Vengeance Is Mine paints a grim portrait of a society with no moral bearings, where greed and insecurity govern virtually everyone’s behaviour, a thick stew of corruption out of which the senseless killer Enokizu bubbles to the surface. While a psychologically comprehensible motivation gradually emerges (as Tony Rayns points out in his commentary), with Enokizu driven by an Oedipal hatred of his father, and perhaps committing his brutal and senseless crimes in an attempt to smash that father’s religious beliefs, the film’s greater concern seems to be in exposing the nihilism and hypocrisy of the society which has shaped Iwao. All of his actions, from theft to fraud to murder, revolve around monetary gain, the use and abuse of other people just to get his hands on fairly paltry sums of money. Imamura is ultimately concerned with a sociological, even anthropological understanding of this character and his crimes, rather than an individualistic psychological explanation.

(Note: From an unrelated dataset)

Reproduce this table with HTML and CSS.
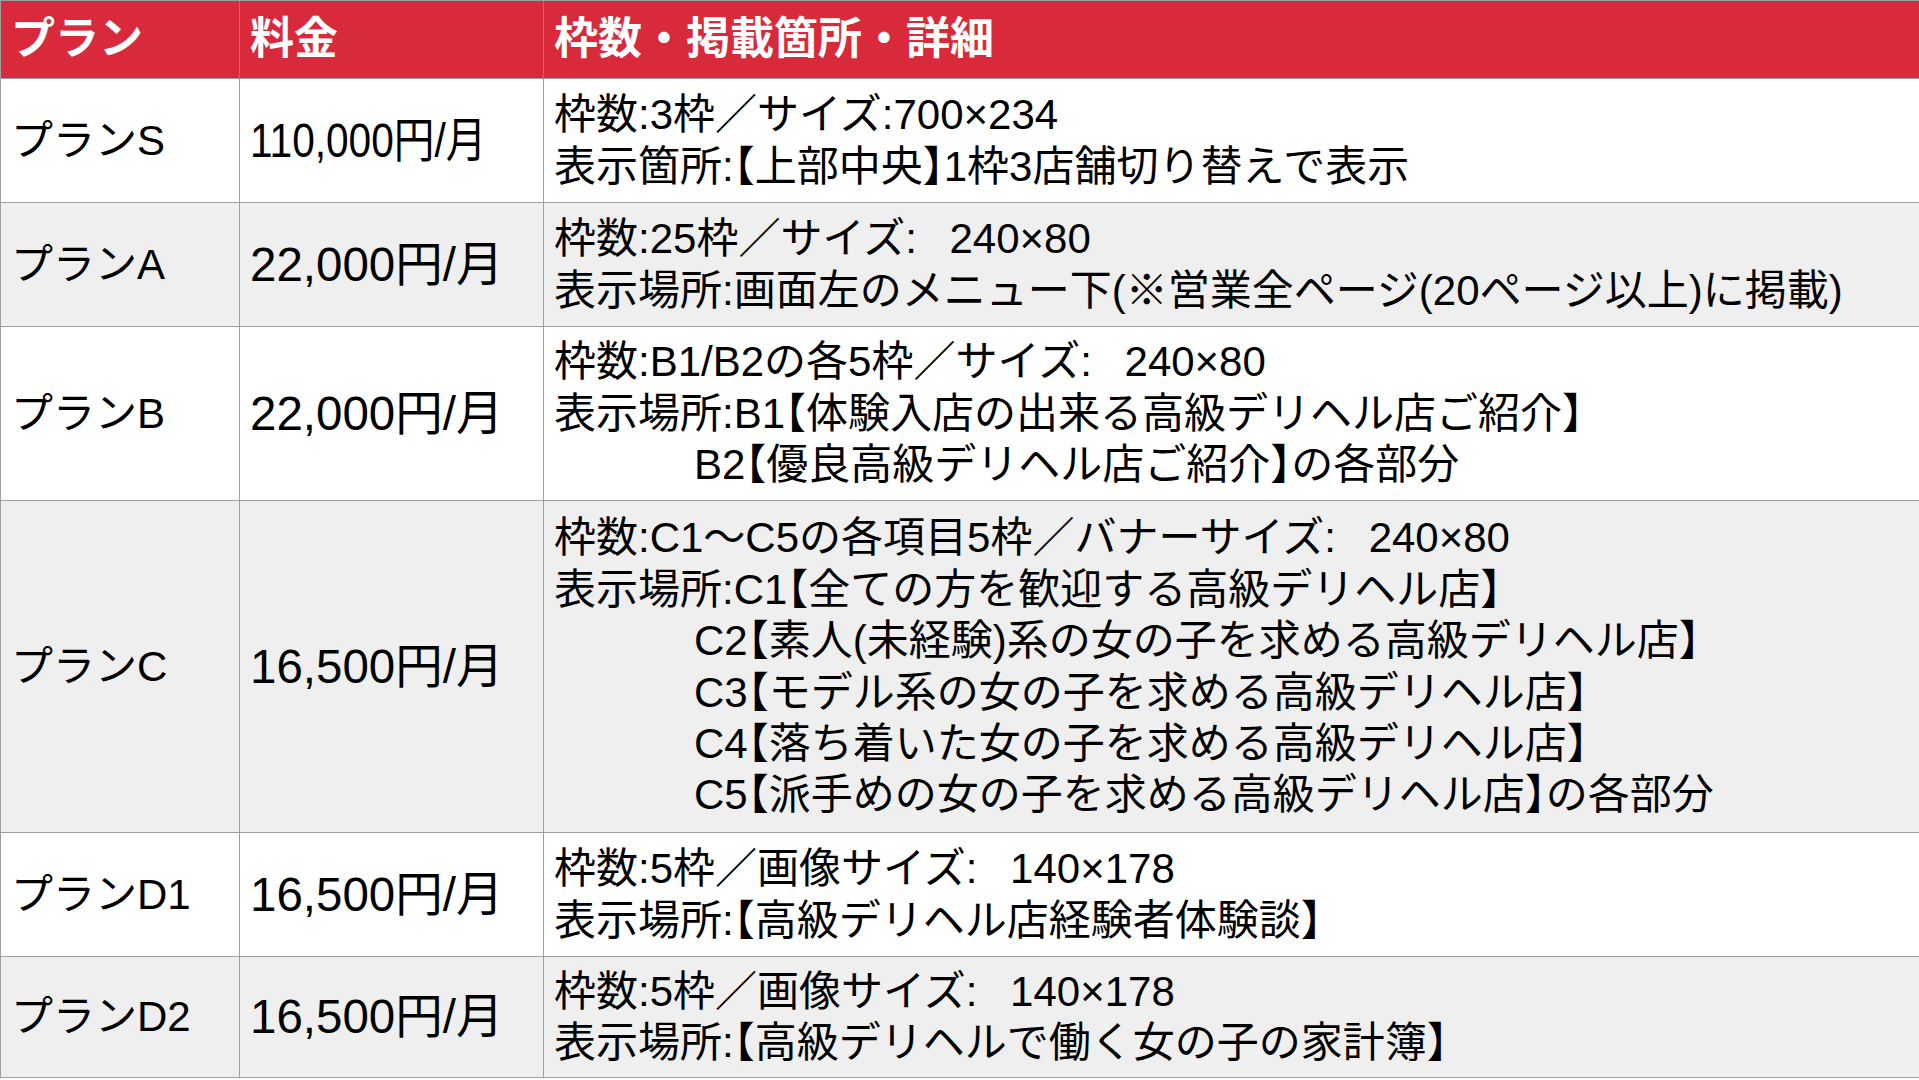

Criterion’s 2K transfer from a low-contrast print made from the original camera negative affords a richer image than their previous DVD edition. This is a dark film, shot in a restrained style – even the brutal murders near the beginning are treated with a kind of detached curiosity, displaying just how messy and difficult it is to kill – and the subdued use of colour is crucial to maintaining the story’s murky moral tone. The mono soundtrack is clean and clear at all times, and the disk has removable English subtitles.
While not as rich in supplements as some of Criterion’s recent releases, the new Blu-ray repeats a brief conversation (10:17) between Imamura, Takeshigi Kunio and Benitani Ken’ichi in which he discusses his approach to the fact-based story of Enokizu, and adds an informative commentary by critic Tony Rayns, previously included on the Masters of Cinema edition of the film. There are also two three-minute trailers.
The accompanying booklet contains a couple of brief statements by Imamura, one on this film specifically, the other on his philosophy of filmmaking, as well as an essay on the film by critic Michael Atkinson and an illuminating interview with Imamura conducted by fellow filmmaker Nakata Toichi.